August 10, 2011 in Sports

Eastern opens practice welcoming challenge of being target

By The Spokesman-Review
 
Christopher Anderson photoBuy this photo

Eagles go through the first of 23 scheduled practices leading up to their season opener at Washington on Sept. 3.
(Full-size photo)

Don’t be surprised if Eastern Washington University’s football team goes a bit retro this fall and adopts Pat Benetar’s early 1980’s hit single “Hit Me With Your Best Shot” as its anthem.

The Eagles are coming off a magical 2010 season in which they won their last 11 games to finish 13-2 and claim the NCAA Division I championship with a 20-19 title-game win over Delaware in Frisco, Tex.

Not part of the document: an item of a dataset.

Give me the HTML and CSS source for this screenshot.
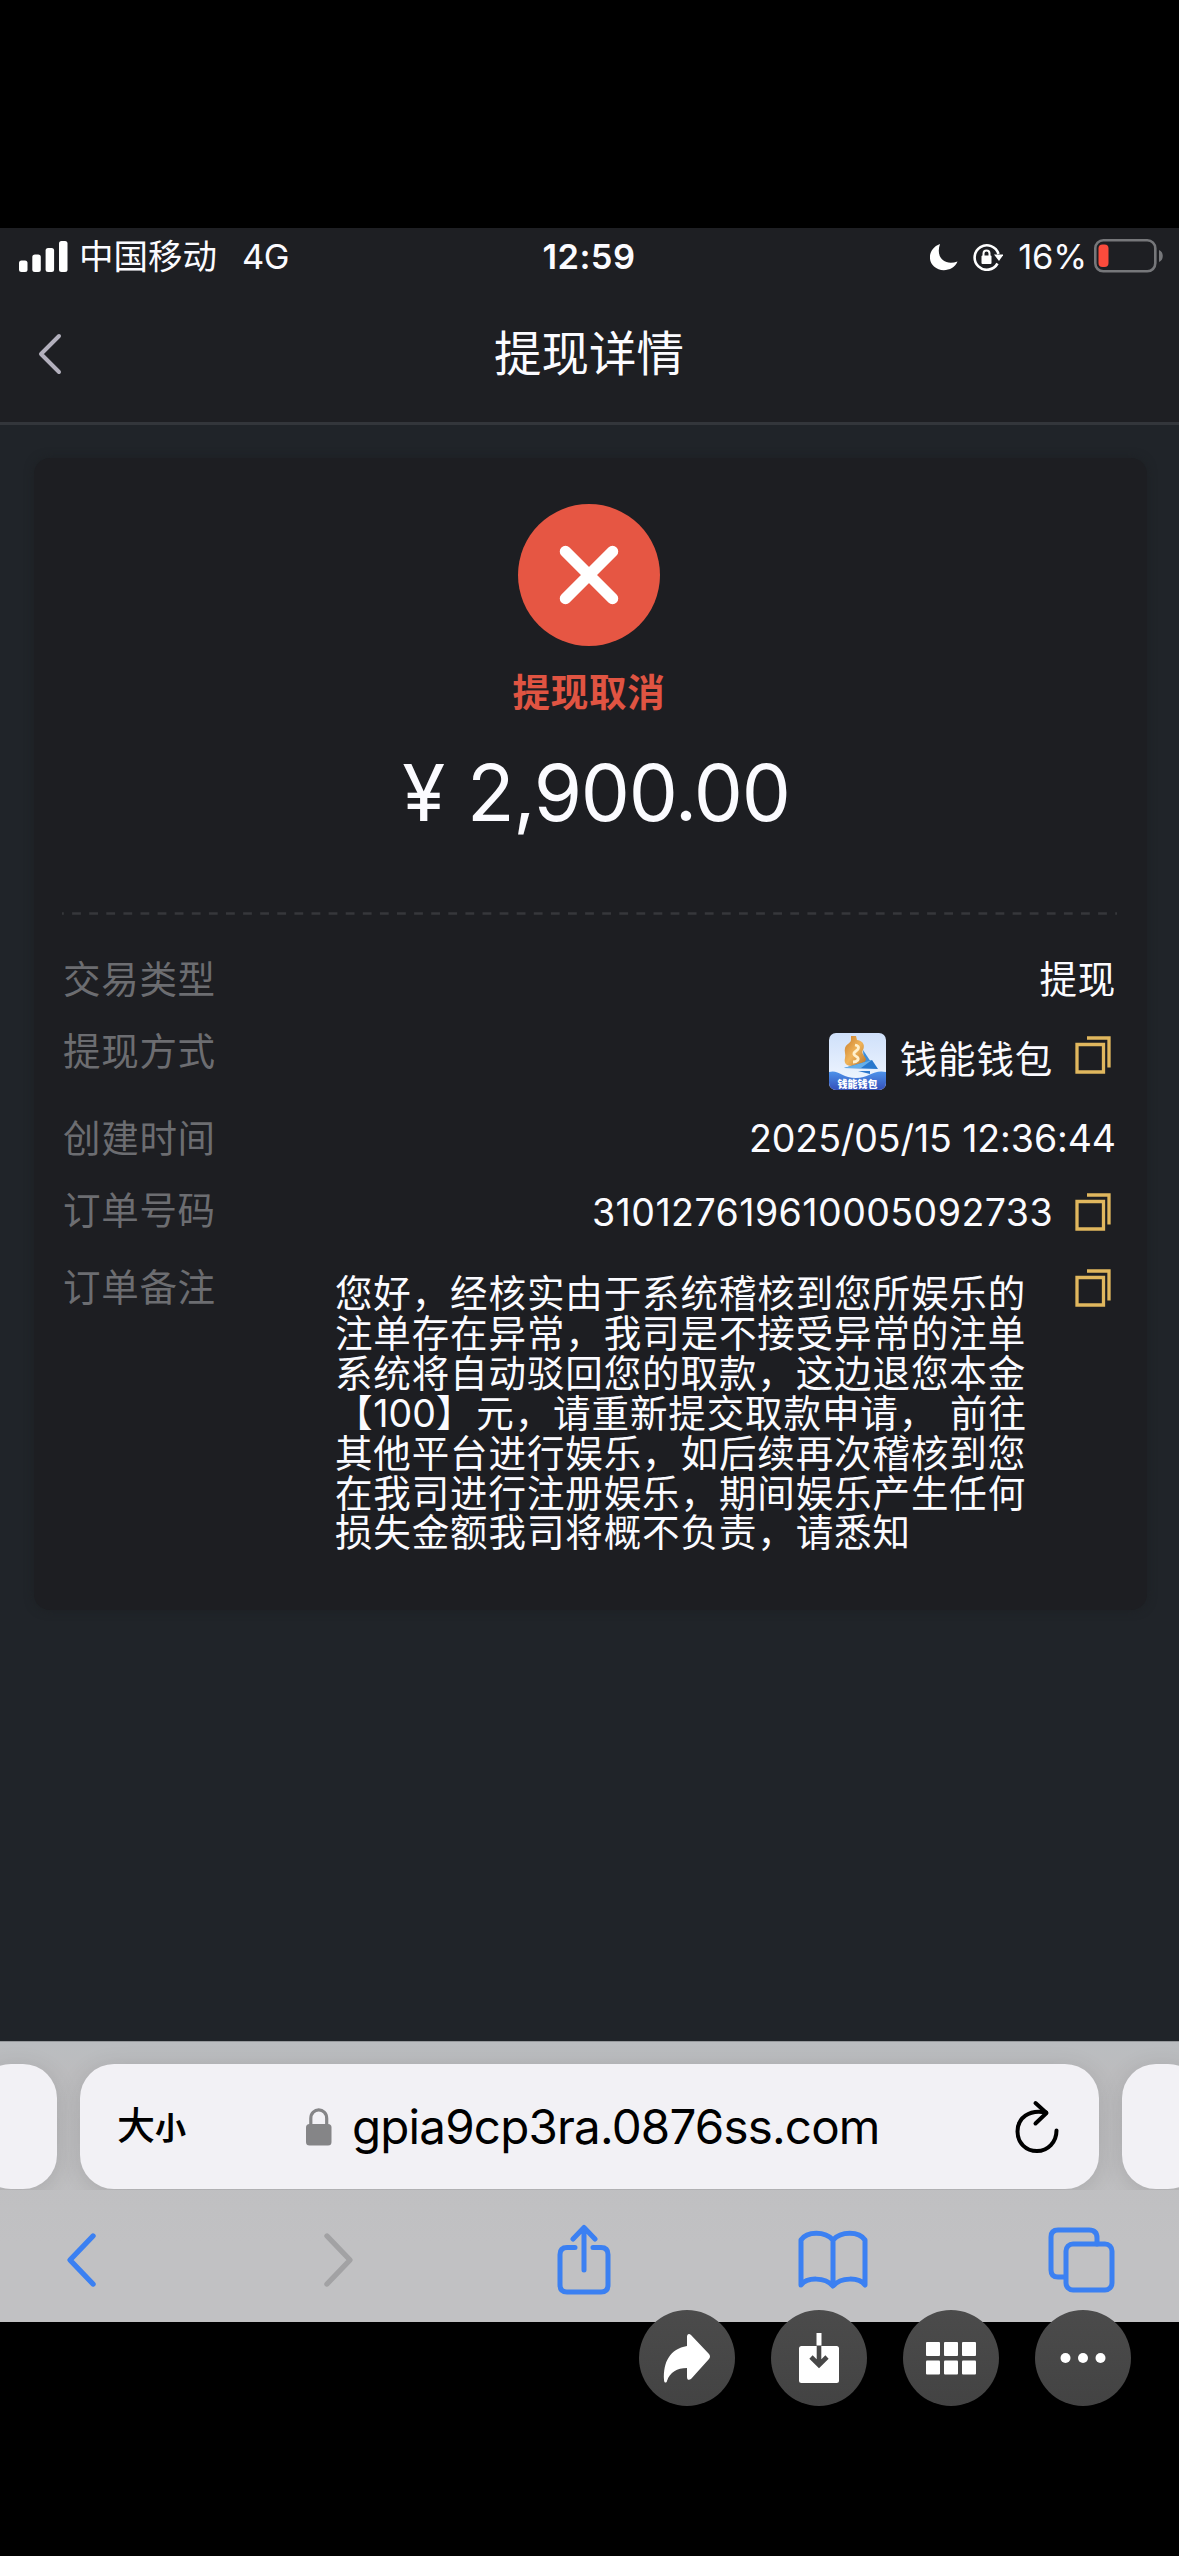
FILE: index.html
```html
<!DOCTYPE html>
<html lang="zh-CN">
<head>
<meta charset="utf-8">
<title>提现详情</title>
<link rel="stylesheet" href="styles.css">
</head>
<body>
<svg width="0" height="0" class="defs" aria-hidden="true">
  <symbol id="copy" viewBox="0 0 36 38">
    <path d="M2 8.500h26.500v27.500H2z M12 2h22V31.500" fill="none" stroke="#e0b75e" stroke-width="3.300"/>
  </symbol>
</svg>
<main class="phone">
  <div class="status">
    <div class="status-left">
      <svg width="50" height="32" viewBox="0 0 50 32" fill="#fff"><rect x="0" y="19.500" width="8.500" height="11.500" rx="2.500"/><rect x="13.300" y="13.500" width="8.500" height="17.500" rx="2.500"/><rect x="26.600" y="7" width="8.500" height="24" rx="2.500"/><rect x="40" y="0" width="8.500" height="31" rx="2.500"/></svg>
      <span class="carrier">中国移动</span>
      <span class="network">4G</span>
    </div>
    <span class="clock">12:59</span>
    <div class="status-right">
      <svg width="28" height="28" viewBox="0 0 28 28"><path d="M10 1C-1 5-3 17 4 23.500 11 30 24 27.500 27.500 18.500 14 23 5.500 14 10 1z" fill="#fff"/></svg>
      <svg class="rotation" width="30" height="28" viewBox="0 0 30 28"><path d="M24.500 20.500A12.200 12.200 0 1 1 25.500 11" fill="none" stroke="#fff" stroke-width="2.600"/><path d="M21 11.500h9.500l-4.500 6.500z" fill="#fff"/><rect x="8.500" y="12.500" width="10" height="8.500" rx="1" fill="#fff"/><path d="M10.500 13v-2.500a3 3 0 0 1 6 0V13" fill="none" stroke="#fff" stroke-width="2"/></svg>
      <span class="percent">16%</span>
      <svg class="battery" width="70" height="34" viewBox="0 0 70 34"><rect x="1.300" y="1.300" width="60" height="31" rx="8" fill="none" stroke="#76777a" stroke-width="2.600"/><rect x="4.500" y="5.500" width="10" height="22.500" rx="4" fill="#fb4b3c"/><path d="M65 11c5 1.500 5 10.500 0 12z" fill="#76777a"/></svg>
    </div>
  </div>

  <header class="nav">
    <svg class="nav-back" width="26" height="42" viewBox="0 0 26 42"><path d="M22 3L4 21l18 18" fill="none" stroke="#b3b0bd" stroke-width="4" stroke-linecap="round" stroke-linejoin="round"/></svg>
    <h1>提现详情</h1>
  </header>

  <section class="content">
    <article class="card">
      <div class="result">
        <svg width="142" height="142" viewBox="0 0 142 142"><circle cx="71" cy="71" r="71" fill="#e65643"/><path d="M47.500 47.500l47 47M94.500 47.500l-47 47" stroke="#fff" stroke-width="11.500" stroke-linecap="round"/></svg>
        <p class="result-text">提现取消</p>
        <p class="amount"><span class="yen">¥</span><span>2,900.00</span></p>
      </div>
      <svg class="divider" width="1056" height="3"><path d="M0 1.500h1056" stroke="#36373b" stroke-width="2.600" stroke-dasharray="8.800 8.300" stroke-dashoffset="7"/></svg>
      <div class="rows">
        <div class="row"><span class="label">交易类型</span><span class="value wide">提现</span></div>
        <div class="row row-wallet">
          <span class="label">提现方式</span>
          <div class="value">
            <svg class="wallet-logo" width="57" height="57" viewBox="0 0 57 57">
              <defs>
                <clipPath id="tile"><rect width="57" height="57" rx="7"/></clipPath>
                <linearGradient id="sky" x2="0" y2="1"><stop stop-color="#cfe0fa"/><stop offset="1" stop-color="#f4f9ff"/></linearGradient>
                <linearGradient id="sea" x2="0" y2="1"><stop stop-color="#4d93ea"/><stop offset="1" stop-color="#3450bb"/></linearGradient>
                <linearGradient id="gold" x2="1" y2="1"><stop stop-color="#c77c2b"/><stop offset=".5" stop-color="#f0b45a"/><stop offset="1" stop-color="#b8752c"/></linearGradient>
              </defs>
              <g clip-path="url(#tile)">
                <rect width="57" height="57" fill="url(#sky)"/>
                <path d="M34 17l8 12-7 2z" fill="#3d8fdc"/>
                <path d="M22 3h5l1 4c7 1 8 6 6 10-2 3 1 5 3 9 0 4-8 7-14 7-7 0-8-4-7-8 1-3-1-7 0-10 1-4 6-5 6-8z" fill="url(#gold)"/>
                <path d="M26 12c5 1 4 4 1 6s-3 4 1 6c3 2 0 5-4 5" fill="none" stroke="#fff0cc" stroke-width="2.800"/>
                <path d="M15 35l28-8 6 9z" fill="#2878cd"/><path d="M15 35l28-8-11 8z" fill="#66afe9"/><path d="M29 38h12v3z" fill="#2e78cc"/>
                <path d="M0 39c9-3 13 6 27 6 13 0 18-9 30-6v18H0z" fill="url(#sea)"/>
                <text x="28.500" y="54.500" text-anchor="middle" class="logo-text">钱能钱包</text>
              </g>
            </svg>
            <span class="wallet-name wide">钱能钱包</span>
            <svg class="copy lift" width="36" height="38"><use href="#copy"/></svg>
          </div>
        </div>
        <div class="row"><span class="label">创建时间</span><span class="value date">2025/05/15 12:36:44</span></div>
        <div class="row">
          <span class="label">订单号码</span>
          <div class="value"><span class="order">310127619610005092733</span><svg class="copy" width="36" height="38"><use href="#copy"/></svg></div>
        </div>
        <div class="row row-note">
          <span class="label">订单备注</span>
          <p class="note">
            <span>您好，经核实由于系统稽核到您所娱乐的</span>
            <span>注单存在异常，我司是不接受异常的注单</span>
            <span>系统将自动驳回您的取款，这边退您本金</span>
            <span>【<b>100</b>】<i>元，请重新提交取款申请，</i>前往</span>
            <span>其他平台进行娱乐，如后续再次稽核到您</span>
            <span>在我司进行注册娱乐，期间娱乐产生任何</span>
            <span>损失金额我司将概不负责，请悉知</span>
          </p>
          <svg class="copy" width="36" height="38"><use href="#copy"/></svg>
        </div>
      </div>
    </article>
  </section>

  <footer class="browser">
    <div class="tabs">
      <div class="tab"></div>
      <div class="tab address">
        <span class="text-size">大<small>小</small></span>
        <div class="site">
          <svg width="26" height="38" viewBox="0 0 26 38"><rect y="16" width="25.500" height="21.500" rx="3.500" fill="#858587"/><path d="M4.800 17v-6.500C4.800-1 20.700-1 20.700 10.500V17" fill="none" stroke="#858587" stroke-width="3.200"/></svg>
          <span class="url">gpia9cp3ra.0876ss.com</span>
        </div>
        <svg class="reload" width="44" height="54" viewBox="0 0 44 54" fill="none" stroke="#000" stroke-width="4" stroke-linecap="round" stroke-linejoin="round"><path d="M31 12.500C14 9 2.500 18 2.500 31.500 2.500 43 11 51 22 51S41.500 42 41.500 30.500"/><path d="M20.500 3L31.500 13 20.500 23.500"/></svg>
      </div>
      <div class="tab"></div>
    </div>
    <div class="tools">
      <svg width="34" height="56" viewBox="0 0 34 56"><path d="M28 4L5 28l23 24" class="line"/></svg>
      <svg class="forward" width="34" height="56" viewBox="0 0 34 56"><path d="M6 4l23 24L6 52" class="line off"/></svg>
      <svg class="share" width="56" height="72" viewBox="0 0 56 72"><path d="M19 23.500H11q-7 0-7 7V61q0 7 7 7h34q7 0 7-7V30.500q0-7-7-7H37M28 46V4M17 15L28 3.500 39 15" class="line thin"/></svg>
      <svg class="book" width="70" height="60" viewBox="0 0 70 60"><path d="M35 10C27 1 9 1 3 10v45c6-8 24-8 32 1 8-9 26-9 32-1V10C61 1 43 1 35 10zv45" class="line thin"/></svg>
      <svg class="pages" width="68" height="66" viewBox="0 0 68 66"><path d="M17 50h-6q-7 0-7-7V10q0-7 7-7h31q8 0 8 8v6" class="line thin"/><rect x="19" y="17" width="46" height="46" rx="7" class="line thin"/></svg>
    </div>
    <div class="floats">
      <button><svg width="96" height="96" viewBox="0 0 96 96"><path d="M48 27c0-3 2-4 4-2l18 19q2 2.500 0 5L52 69c-2 1.500-4 1-4-2v-9c-10 0-17 4-20 13-.600 2.500-3 2-3-1-1-18 6-31 23-34z" fill="#fff"/></svg></button>
      <button><svg width="96" height="96" viewBox="0 0 96 96"><rect x="28" y="36" width="40" height="37" rx="2.500" fill="#fff"/><path d="M48 36v20M40 47l8 8 8-8" fill="none" stroke="#474747" stroke-width="4.600"/><path d="M48 23v12.500" stroke="#fff" stroke-width="5"/></svg></button>
      <button><svg width="96" height="96" viewBox="0 0 96 96" fill="#fff"><rect x="23" y="32" width="14" height="14" rx="1"/><rect x="41" y="32" width="14" height="14" rx="1"/><rect x="59" y="32" width="14" height="14" rx="1"/><rect x="23" y="50.500" width="14" height="14" rx="1"/><rect x="41" y="50.500" width="14" height="14" rx="1"/><rect x="59" y="50.500" width="14" height="14" rx="1"/></svg></button>
      <button><svg width="96" height="96" viewBox="0 0 96 96" fill="#fff"><circle cx="30.500" cy="48" r="5"/><circle cx="48" cy="48" r="5"/><circle cx="65.500" cy="48" r="5"/></svg></button>
    </div>
  </footer>
</main>
</body>
</html>
```
FILE: styles.css
```css
* { box-sizing: border-box; margin: 0; padding: 0; }
body { background: #000; color: #fbfbff; font-family: Inter, "Noto Sans CJK SC", sans-serif; }
svg { display: block; flex: none; }
.defs { position: absolute; }
.phone { width: 1179px; height: 2556px; padding-top: 228px; overflow: hidden; }

.status { height: 57px; background: #1e1f23; display: grid; grid-template-columns: 1fr auto 1fr; align-items: center; padding: 0 15px 0 19px; white-space: nowrap; font-size: 34.500px; line-height: 57px; }
.status-left, .status-right { display: flex; align-items: center; }
.status-right { justify-content: flex-end; }
.carrier { margin-left: 10px; }
.network { margin-left: 25px; letter-spacing: -.5px; }
.clock { font-weight: 600; letter-spacing: .4px; margin: 0 5px 0 0; }
.rotation { margin-left: 15px; }
.percent { margin-left: 15px; letter-spacing: -.2px; }
.battery { margin-left: 7px; margin-top: -2px; }

.nav { height: 140px; background: #1e1f23; border-bottom: 3px solid #33363b; display: grid; grid-template-columns: 1fr auto 1fr; align-items: center; padding: 0 38px 0 37px; }
.nav h1 { font-size: 47.500px; font-weight: 400; line-height: 60px; }

.content { height: 1616px; background: #202429; padding: 33px 32px 0 34px; }
.card { height: 1152px; border-radius: 16px; background: #1d1e22; box-shadow: 0 0 10px #1d2024; padding: 46px 30px 0 28px; }
.result { height: 408px; display: flex; flex-direction: column; align-items: center; margin-left: -1px; }
.result-text { margin-top: 19px; height: 56px; line-height: 56px; font-size: 37.500px; font-weight: 700; letter-spacing: .8px; color: #e05442; }
.amount { height: 90px; margin-top: 27px; padding-left: 14px; line-height: 90px; font-size: 78px; display: flex; white-space: nowrap; letter-spacing: -1.300px; }
.yen { margin-right: 23px; }
.divider { width: 100%; }
.rows { padding: 29px 1px 0; font-size: 37.500px; line-height: 72px; }
.row { height: 72px; display: flex; justify-content: space-between; align-items: flex-start; white-space: nowrap; }
.label { color: #6c6d71; letter-spacing: .7px; }
.value { display: flex; align-items: center; height: 100%; }
.wide { letter-spacing: .8px; }
.date { letter-spacing: -.1px; }
.row-wallet { height: 87px; }
.wallet-logo { margin: 4px 14px 0 0; }
.logo-text { font: 900 10px "Noto Sans CJK SC", sans-serif; fill: #fff; }
.copy { margin: 1px 5px 0 22px; }
.copy.lift { margin-top: -9px; }
.order { letter-spacing: .45px; margin-top: 4px; }
.row-note { height: 320px; padding-top: 5px; }
.note { margin: 22px 0 0 98px; width: 719px; line-height: 39.900px; letter-spacing: .9px; }
.note span { display: block; }
.note b { font-weight: 400; letter-spacing: 0; }
.note i { font-style: normal; margin: 0 13px 0 2px; }
.row-note .copy { margin: 17px 5px 0 0; }

.browser { position: relative; height: 281px; background: linear-gradient(#babdc0, #bcbcbe 30px, #c1c1c3 200px); border-top: 1px solid #96999c; }
.tabs { display: flex; gap: 23px; padding-top: 22px; height: 148px; overflow: hidden; }
.tab { flex: none; width: 80px; height: 125px; border-radius: 34px; background: #f2f1f5; box-shadow: 0 4px 24px rgba(0,0,0,.12); }
.tab:first-child { margin-left: -23px; }
.address { width: 1019px; display: flex; align-items: center; padding: 0 40px 0 37px; color: #000; }
.text-size { font-size: 38px; font-weight: 500; line-height: 60px; width: 190px; }
.text-size small { font-size: 31px; font-weight: 700; }
.site { display: flex; align-items: center; flex: 1; margin-left: -1px; }
.url { margin-left: 20px; font-size: 47.500px; line-height: 60px; white-space: nowrap; letter-spacing: -.8px; }
.tools { height: 132px; display: flex; align-items: center; padding: 14px 64px 6px 65px; }
.forward { margin-left: 222px; }
.share { margin-left: 201px; }
.book { margin-left: 186px; }
.pages { margin-left: 179px; }
.line { fill: none; stroke: #3b80f2; stroke-width: 5.400; stroke-linecap: round; stroke-linejoin: round; }
.thin { stroke-width: 5; }
.off { stroke: #a2a2a4; }
.floats { position: absolute; top: 268px; left: 639px; display: flex; gap: 36px; }
.floats button { width: 96px; height: 96px; border: 0; border-radius: 50%; background: linear-gradient(#4b4b4b, #434343); }
```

And on Wednesday afternoon, they opened fall camp with the seemingly comfortable realization that they will be on every opponent’s “must beat” list in 2011.

“I like it,” senior quarterback Bo Levi Mitchell, the most valuable player of last year’s title game, said just minutes before the start of Wednesday’s opening practice – the first of 23 Eastern has scheduled prior to its Sept. 3 nonconference season opener against the University of Washington in Seattle, “because it drives you to go out and be even more perfect, if that makes sense.

“Every single team we play – from UW to Idaho State – is going to come out and play us tough. And we’ve got to go into every game know everybody is going to give us their best shot, and respond.”

Senior running back and special-teams standout Darriell Beaumonte echoed Mitchell’s sentiments.

“Last season we were riding under the radar, and nobody knew about us,” he said. “We were surprising people, like ‘Oh, they won again.’ But his year it’s expected.

“And every game this year, we’re going to be circled on someone’s calendar, because they can’t wait to play us. So that’s going to make every game that much more intense – which is fine with us.”

Eagles coach Beau Baldwin has refused to put talk about a possible “repeat” off limits to his players, as long as they keep things in perspective.

“Last year, before we had ever won one (national championship) in the history of the school, we still had that as our long-term goal,” Baldwin explained. “So that goal is no different than it was at the start of last year. We’re a confident group, and we’re going into every game again this year with the idea that, if we do the right things and prepare, we should win these ballgames.

“Obviously, it’s a lot easier said that done in this (Big Sky) conference. And with our nonconference schedule, it’s going to be tough. We’re going to have to play well – really well – to come out with victories, but in the end of it all that’s the spot you want to be in. And from this day forward, all I’m going to be focusing on is what we’re doing each day to get there.”

The one thing the Eagles aren’t eager to repeat, however, is the come-from-behind method they used to win too many close games – including the championship matchup against Delaware, where they clawed their way back from a 19-0 deficit – last season.

And to avoid that from happening again, Mitchell had dedicated himself to becoming much more consistent than he was as a first-year transfer from Southern Methodist last season, when he threw a school-record 37 touchdown passes, but was also intercepted 15 times and fumbled the ball away too much for his own liking.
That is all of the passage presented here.